── INFORMATION SUPPLIED ──

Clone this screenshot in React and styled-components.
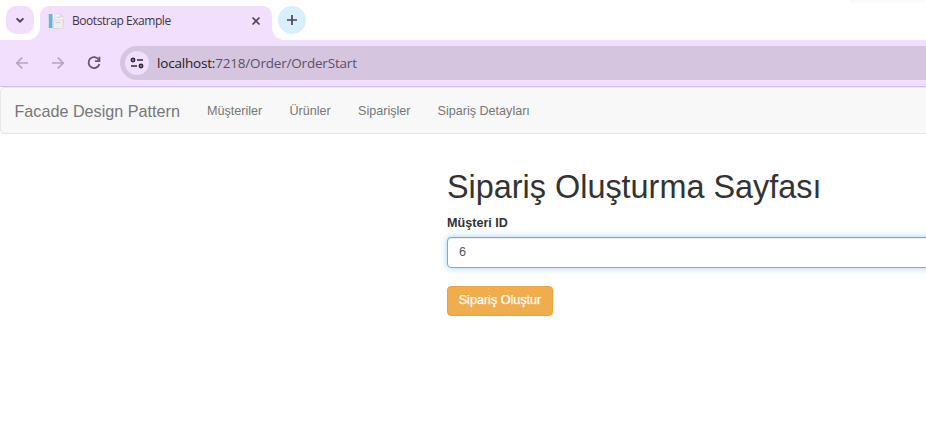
import React from "react";
import styled, { createGlobalStyle } from "styled-components";

const GlobalStyle = createGlobalStyle`
  * { box-sizing: border-box; }
  body {
    margin: 0;
    background: #fff;
    overflow: hidden;
    font-family: "Liberation Sans", Arial, sans-serif;
    font-size: 12.6px;
    line-height: 18px;
    color: #333;
  }
`;

const Window = styled.div`
  height: 447px;
  overflow: hidden;
`;

const TabStrip = styled.header`
  display: flex;
  height: 40px;
  padding: 6px 0 0 6px;
  background: linear-gradient(#f9f9f9, #fff) 850px 0 / 76px 4px no-repeat #fff;
  font-family: "Open Sans", "Noto Sans", sans-serif;
`;

const TabSearch = styled.button`
  display: grid;
  place-items: center;
  width: 28px;
  height: 28px;
  padding: 0;
  border: 0;
  border-radius: 10px;
  background: #f2defd;
`;

const Tab = styled.div`
  position: relative;
  display: flex;
  align-items: center;
  width: 232px;
  height: 34px;
  margin-left: 6px;
  padding: 0 9px 5px 8px;
  border-radius: 9px 9px 0 0;
  background: #f2defd;

  &::before,
  &::after {
    content: "";
    position: absolute;
    bottom: 0;
    width: 12px;
    height: 12px;
  }
  &::before {
    left: -12px;
    background: radial-gradient(circle at 0 0, transparent 11.5px, #f2defd 12.2px);
  }
  &::after {
    right: -12px;
    background: radial-gradient(circle at 100% 0, transparent 11.5px, #f2defd 12.2px);
  }
`;

const TabTitle = styled.span`
  flex: 1;
  margin-left: 8px;
  font-size: 12px;
  line-height: 16px;
  letter-spacing: -0.45px;
  color: #3c3842;
  white-space: nowrap;
`;

const NewTab = styled.button`
  display: grid;
  place-items: center;
  width: 28px;
  height: 28px;
  margin-left: 6px;
  padding: 0;
  border: 0;
  border-radius: 50%;
  background: #daeffe;
`;

const Toolbar = styled.div`
  display: flex;
  align-items: center;
  height: 47px;
  padding-left: 14px;
  border-bottom: 1px solid #d2c3df;
  background: #f2defd;
`;

const NavIcons = styled.div`
  display: flex;
  gap: 20px;
  width: 106px;
`;

const Omnibox = styled.div`
  display: flex;
  flex: 1;
  align-items: center;
  height: 34px;
  padding-left: 5px;
  border-radius: 17px 0 0 17px;
  background: #d5c5de;
`;

const SiteInfo = styled.span`
  display: grid;
  place-items: center;
  width: 24px;
  height: 24px;
  border-radius: 50%;
  background: #f2defd;
`;

const Address = styled.span`
  margin-left: 8px;
  font-family: "Open Sans", "Noto Sans", sans-serif;
  font-size: 13.5px;
  letter-spacing: -0.19px;
  color: #5a5266;
  white-space: nowrap;
`;

const Host = styled.span`
  color: #1f1b24;
`;

const Navbar = styled.nav`
  display: flex;
  align-items: center;
  width: 940px;
  height: 47px;
  padding: 0 0 0 13.4px;
  border: 1px solid #e7e7e7;
  border-radius: 4px;
  background: #f8f8f8;
  color: #777;
`;

const Brand = styled.span`
  width: 192.6px;
  font-size: 16.2px;
  white-space: nowrap;
`;

const NavLink = styled.span`
  width: ${(p) => p.$width}px;
  white-space: nowrap;
`;

const Form = styled.form`
  display: flex;
  flex-direction: column;
  align-items: flex-start;
  width: 600px;
  margin: 35px 0 0 447px;
`;

const Title = styled.h1`
  margin: 0 0 9px;
  font-size: 32.4px;
  line-height: 36px;
  font-weight: 400;
  white-space: nowrap;
`;

const Label = styled.label`
  margin-bottom: 5px;
  font-weight: 700;
`;

const Input = styled.input`
  width: 100%;
  height: 31px;
  padding: 5px 11px 6px;
  border: 1px solid #66afe9;
  border-radius: 4px;
  outline: 0;
  background: #fff;
  box-shadow: inset 0 1px 1px rgba(0, 0, 0, 0.075), 0 0 7px rgba(102, 175, 233, 0.6);
  color: #555;
  font: inherit;
`;

const Submit = styled.button`
  width: 106px;
  height: 30px;
  margin-top: 18px;
  padding: 0 0 3px;
  border: 1px solid #eea236;
  border-radius: 4px;
  background: #f0ad4e;
  color: #fff;
  font: inherit;
  -webkit-text-stroke: 0.25px #fff;
  white-space: nowrap;
`;

const NAV_ITEMS = [
  { label: "Müşteriler", width: 82.5 },
  { label: "Ürünler", width: 68.5 },
  { label: "Siparişler", width: 79.5 },
  { label: "Sipariş Detayları", width: 100 },
];

const Stroke = ({ size = 16, color = "#4a464f", width = 1.7, d }) => (
  <svg width={size} height={size} viewBox={`0 0 ${size} ${size}`} fill="none" stroke={color} strokeWidth={width}>
    <path d={d} />
  </svg>
);

const PageIcon = () => (
  <svg width="16" height="16" viewBox="0 0 16 16">
    <path d="M0.5 1h4.5v14h-4.5z" fill="#6fafd8" />
    <path d="M0.5 1v14" stroke="#cfdde6" />
    <path d="M4.5 1h2.5v14H4.5z" fill="#eef4f7" />
    <path d="M7 .7h5.5L15 3.3v10.2H7z" fill="#f4f3f4" stroke="#d5d3d8" strokeWidth=".6" />
    <path d="M5.5 7h9.5v8.5H5.5z" fill="#efeef0" stroke="#d0ced3" strokeWidth=".6" />
    <path d="M8.5 4.3h4M7.5 9.6h5" stroke="#c3c4c8" strokeWidth=".8" />
    <path d="M12.3 .8v2.6H15" fill="#e2e0e4" stroke="#c9c7cc" strokeWidth=".5" />
  </svg>
);

const ReloadIcon = () => (
  <svg width="16" height="16" viewBox="0 0 16 16" fill="none" stroke="#605b66" strokeWidth="1.8">
    <path d="M12.8 4.7A5.5 5.5 0 1 0 13.4 9" />
    <path d="M13.4 1.8v4.4H9" />
  </svg>
);

const TuneIcon = () => (
  <svg width="14" height="14" viewBox="0 0 14 14" fill="none" stroke="#302b36" strokeWidth="1.7">
    <circle cx="3" cy="4" r="1.6" />
    <path d="M7 4h6M1 10h6" />
    <circle cx="11" cy="10" r="1.6" />
  </svg>
);

export default function App() {
  return (
    <Window>
      <GlobalStyle />
      <TabStrip>
        <TabSearch aria-label="Search tabs">
          <Stroke d="M4.6 6.4 8 9.7l3.4-3.3" width={2} />
        </TabSearch>
        <Tab>
          <PageIcon />
          <TabTitle>Bootstrap Example</TabTitle>
          <Stroke size={14} d="M3.5 3.5l7 7M10.5 3.5l-7 7" width={1.6} />
        </Tab>
        <NewTab aria-label="New tab">
          <Stroke d="M8 3v10M3 8h10" />
        </NewTab>
      </TabStrip>
      <Toolbar>
        <NavIcons>
          <Stroke d="M14 8H3M8.2 2.6 2.8 8l5.4 5.4" color="#b3a6bd" />
          <Stroke d="M2 8h11M7.8 2.6 13.2 8l-5.4 5.4" color="#b3a6bd" />
          <ReloadIcon />
        </NavIcons>
        <Omnibox>
          <SiteInfo>
            <TuneIcon />
          </SiteInfo>
          <Address>
            <Host>localhost:</Host>7218/Order/OrderStart
          </Address>
        </Omnibox>
      </Toolbar>
      <Navbar>
        <Brand>Facade Design Pattern</Brand>
        {NAV_ITEMS.map((item) => (
          <NavLink key={item.label} $width={item.width}>
            {item.label}
          </NavLink>
        ))}
      </Navbar>
      <Form onSubmit={(e) => e.preventDefault()}>
        <Title>Sipariş Oluşturma Sayfası</Title>
        <Label htmlFor="customer">Müşteri ID</Label>
        <Input id="customer" defaultValue="6" />
        <Submit>Sipariş Oluştur</Submit>
      </Form>
    </Window>
  );
}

───

--- EXERCISE PROMPT ---
The data above should be repeated exactly, minus any pictures.

--- ANSWER TO THIS EXERCISE ---
Clone this screenshot in React and styled-components.
import React from "react";
import styled, { createGlobalStyle } from "styled-components";

const GlobalStyle = createGlobalStyle`
  * { box-sizing: border-box; }
  body {
    margin: 0;
    background: #fff;
    overflow: hidden;
    font-family: "Liberation Sans", Arial, sans-serif;
    font-size: 12.6px;
    line-height: 18px;
    color: #333;
  }
`;

const Window = styled.div`
  height: 447px;
  overflow: hidden;
`;

const TabStrip = styled.header`
  display: flex;
  height: 40px;
  padding: 6px 0 0 6px;
  background: linear-gradient(#f9f9f9, #fff) 850px 0 / 76px 4px no-repeat #fff;
  font-family: "Open Sans", "Noto Sans", sans-serif;
`;

const TabSearch = styled.button`
  display: grid;
  place-items: center;
  width: 28px;
  height: 28px;
  padding: 0;
  border: 0;
  border-radius: 10px;
  background: #f2defd;
`;

const Tab = styled.div`
  position: relative;
  display: flex;
  align-items: center;
  width: 232px;
  height: 34px;
  margin-left: 6px;
  padding: 0 9px 5px 8px;
  border-radius: 9px 9px 0 0;
  background: #f2defd;

  &::before,
  &::after {
    content: "";
    position: absolute;
    bottom: 0;
    width: 12px;
    height: 12px;
  }
  &::before {
    left: -12px;
    background: radial-gradient(circle at 0 0, transparent 11.5px, #f2defd 12.2px);
  }
  &::after {
    right: -12px;
    background: radial-gradient(circle at 100% 0, transparent 11.5px, #f2defd 12.2px);
  }
`;

const TabTitle = styled.span`
  flex: 1;
  margin-left: 8px;
  font-size: 12px;
  line-height: 16px;
  letter-spacing: -0.45px;
  color: #3c3842;
  white-space: nowrap;
`;

const NewTab = styled.button`
  display: grid;
  place-items: center;
  width: 28px;
  height: 28px;
  margin-left: 6px;
  padding: 0;
  border: 0;
  border-radius: 50%;
  background: #daeffe;
`;

const Toolbar = styled.div`
  display: flex;
  align-items: center;
  height: 47px;
  padding-left: 14px;
  border-bottom: 1px solid #d2c3df;
  background: #f2defd;
`;

const NavIcons = styled.div`
  display: flex;
  gap: 20px;
  width: 106px;
`;

const Omnibox = styled.div`
  display: flex;
  flex: 1;
  align-items: center;
  height: 34px;
  padding-left: 5px;
  border-radius: 17px 0 0 17px;
  background: #d5c5de;
`;

const SiteInfo = styled.span`
  display: grid;
  place-items: center;
  width: 24px;
  height: 24px;
  border-radius: 50%;
  background: #f2defd;
`;

const Address = styled.span`
  margin-left: 8px;
  font-family: "Open Sans", "Noto Sans", sans-serif;
  font-size: 13.5px;
  letter-spacing: -0.19px;
  color: #5a5266;
  white-space: nowrap;
`;

const Host = styled.span`
  color: #1f1b24;
`;

const Navbar = styled.nav`
  display: flex;
  align-items: center;
  width: 940px;
  height: 47px;
  padding: 0 0 0 13.4px;
  border: 1px solid #e7e7e7;
  border-radius: 4px;
  background: #f8f8f8;
  color: #777;
`;

const Brand = styled.span`
  width: 192.6px;
  font-size: 16.2px;
  white-space: nowrap;
`;

const NavLink = styled.span`
  width: ${(p) => p.$width}px;
  white-space: nowrap;
`;

const Form = styled.form`
  display: flex;
  flex-direction: column;
  align-items: flex-start;
  width: 600px;
  margin: 35px 0 0 447px;
`;

const Title = styled.h1`
  margin: 0 0 9px;
  font-size: 32.4px;
  line-height: 36px;
  font-weight: 400;
  white-space: nowrap;
`;

const Label = styled.label`
  margin-bottom: 5px;
  font-weight: 700;
`;

const Input = styled.input`
  width: 100%;
  height: 31px;
  padding: 5px 11px 6px;
  border: 1px solid #66afe9;
  border-radius: 4px;
  outline: 0;
  background: #fff;
  box-shadow: inset 0 1px 1px rgba(0, 0, 0, 0.075), 0 0 7px rgba(102, 175, 233, 0.6);
  color: #555;
  font: inherit;
`;

const Submit = styled.button`
  width: 106px;
  height: 30px;
  margin-top: 18px;
  padding: 0 0 3px;
  border: 1px solid #eea236;
  border-radius: 4px;
  background: #f0ad4e;
  color: #fff;
  font: inherit;
  -webkit-text-stroke: 0.25px #fff;
  white-space: nowrap;
`;

const NAV_ITEMS = [
  { label: "Müşteriler", width: 82.5 },
  { label: "Ürünler", width: 68.5 },
  { label: "Siparişler", width: 79.5 },
  { label: "Sipariş Detayları", width: 100 },
];

const Stroke = ({ size = 16, color = "#4a464f", width = 1.7, d }) => (
  <svg width={size} height={size} viewBox={`0 0 ${size} ${size}`} fill="none" stroke={color} strokeWidth={width}>
    <path d={d} />
  </svg>
);

const PageIcon = () => (
  <svg width="16" height="16" viewBox="0 0 16 16">
    <path d="M0.5 1h4.5v14h-4.5z" fill="#6fafd8" />
    <path d="M0.5 1v14" stroke="#cfdde6" />
    <path d="M4.5 1h2.5v14H4.5z" fill="#eef4f7" />
    <path d="M7 .7h5.5L15 3.3v10.2H7z" fill="#f4f3f4" stroke="#d5d3d8" strokeWidth=".6" />
    <path d="M5.5 7h9.5v8.5H5.5z" fill="#efeef0" stroke="#d0ced3" strokeWidth=".6" />
    <path d="M8.5 4.3h4M7.5 9.6h5" stroke="#c3c4c8" strokeWidth=".8" />
    <path d="M12.3 .8v2.6H15" fill="#e2e0e4" stroke="#c9c7cc" strokeWidth=".5" />
  </svg>
);

const ReloadIcon = () => (
  <svg width="16" height="16" viewBox="0 0 16 16" fill="none" stroke="#605b66" strokeWidth="1.8">
    <path d="M12.8 4.7A5.5 5.5 0 1 0 13.4 9" />
    <path d="M13.4 1.8v4.4H9" />
  </svg>
);

const TuneIcon = () => (
  <svg width="14" height="14" viewBox="0 0 14 14" fill="none" stroke="#302b36" strokeWidth="1.7">
    <circle cx="3" cy="4" r="1.6" />
    <path d="M7 4h6M1 10h6" />
    <circle cx="11" cy="10" r="1.6" />
  </svg>
);

export default function App() {
  return (
    <Window>
      <GlobalStyle />
      <TabStrip>
        <TabSearch aria-label="Search tabs">
          <Stroke d="M4.6 6.4 8 9.7l3.4-3.3" width={2} />
        </TabSearch>
        <Tab>
          <PageIcon />
          <TabTitle>Bootstrap Example</TabTitle>
          <Stroke size={14} d="M3.5 3.5l7 7M10.5 3.5l-7 7" width={1.6} />
        </Tab>
        <NewTab aria-label="New tab">
          <Stroke d="M8 3v10M3 8h10" />
        </NewTab>
      </TabStrip>
      <Toolbar>
        <NavIcons>
          <Stroke d="M14 8H3M8.2 2.6 2.8 8l5.4 5.4" color="#b3a6bd" />
          <Stroke d="M2 8h11M7.8 2.6 13.2 8l-5.4 5.4" color="#b3a6bd" />
          <ReloadIcon />
        </NavIcons>
        <Omnibox>
          <SiteInfo>
            <TuneIcon />
          </SiteInfo>
          <Address>
            <Host>localhost:</Host>7218/Order/OrderStart
          </Address>
        </Omnibox>
      </Toolbar>
      <Navbar>
        <Brand>Facade Design Pattern</Brand>
        {NAV_ITEMS.map((item) => (
          <NavLink key={item.label} $width={item.width}>
            {item.label}
          </NavLink>
        ))}
      </Navbar>
      <Form onSubmit={(e) => e.preventDefault()}>
        <Title>Sipariş Oluşturma Sayfası</Title>
        <Label htmlFor="customer">Müşteri ID</Label>
        <Input id="customer" defaultValue="6" />
        <Submit>Sipariş Oluştur</Submit>
      </Form>
    </Window>
  );
}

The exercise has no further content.